Academics including Sherene Razack, Jennifer Llewellyn, Genevieve Cartier, Marlene Brant Castellano and Peter Russell helped situate past inquiries in broader perspectives, particularly their mandate to contribute new research and new knowledge on the policies and practices that related to those inquiries.
Finally, family advocates, including Wanda Whitebird and Audrey Hunter, reminded the roundtable participants that the inquiry is not for lawyers but for the families and the women who were lost, who were not kept safe, and those who continue to be unsafe. And this just scratches the surface of the people and perspectives in the room.
The roundtable was superbly co-chaired by Osgoode Professor Ronda Bessner and Osgoode Visiting McMurtry Fellow Mary Eberts. While the morning focused on what participants might learn from past inquiries, the afternoon featured a discussion of some of the vital and vexing questions that will accompany the Inquiry into Missing and Murdered Indigenous Women. These questions included: How to coordinate the federal and provincial law enforcement offices that will have to cooperate for the inquiry to be a success; how to deal with both systemic and individual issues; how (and whether) to incorporate perpetrators in the scope of the inquiry; and, how to advance healing and reconciliation. Other questions considered: How to ensure the inquiry produces real results and does not get bogged down in legal process; how to conduct research in support of the inquiry that is appropriate and builds on the invaluable learning from Royal Commission on Aboriginal Peoples and the Residential Schools TRC, as well as knowledge keepers and traditional ways of sharing information? One woman spoke of her sister’s murder and how she was in the wrong place at the wrong time. An Indigenous lawyer at the roundtable observed: “Today, in Canada, all Indigenous women are in the ‘wrong place at the wrong time’.”
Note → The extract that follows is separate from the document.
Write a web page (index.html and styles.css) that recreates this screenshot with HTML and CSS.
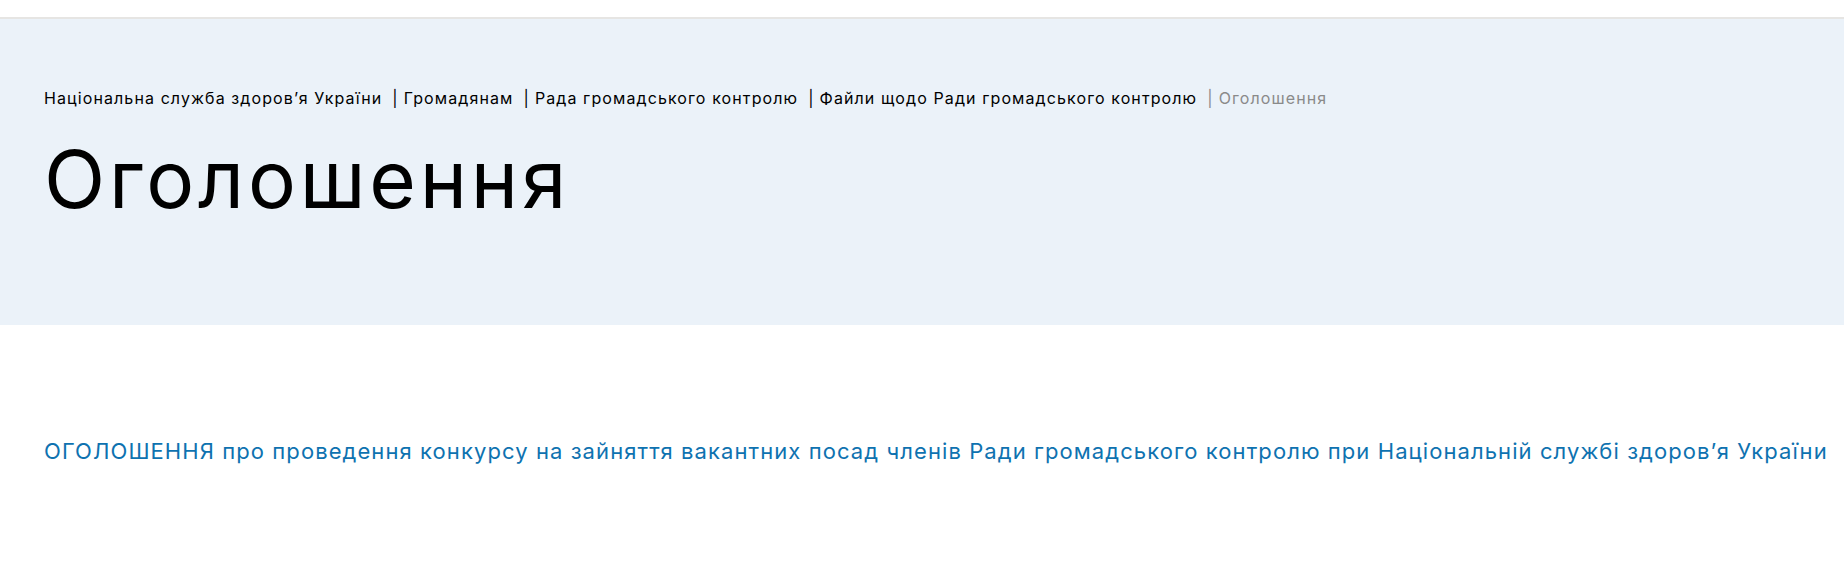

Any Inquiry into Missing and Murdered Indigenous Women will have to do justice to both these realities.
A fuller report on the roundtable will be coming soon. Osgoode’s Indigenous Students Association members, as mentioned above, were out in force at the roundtable, serving as note takers, assisting with materials and greeting all participants. They were guided by Osgoode Professor Signa Daum Shanks, who also assisted in the roundtable planning.
Several Osgoode faculty members and other students attended the roundtable as observers. The day included difficult legal questions, expressions of overwhelming pain and loss, and a shared commitment to ensure Indigenous communities and knowledge guide the inquiry to come, which will be like none other in Canadian history.
As King and her family shared a closing song, Shirt brought the proceedings to a close. The roundtable participants and observers took away an understanding of both of the importance and the enormity of the inquiry’s ambition.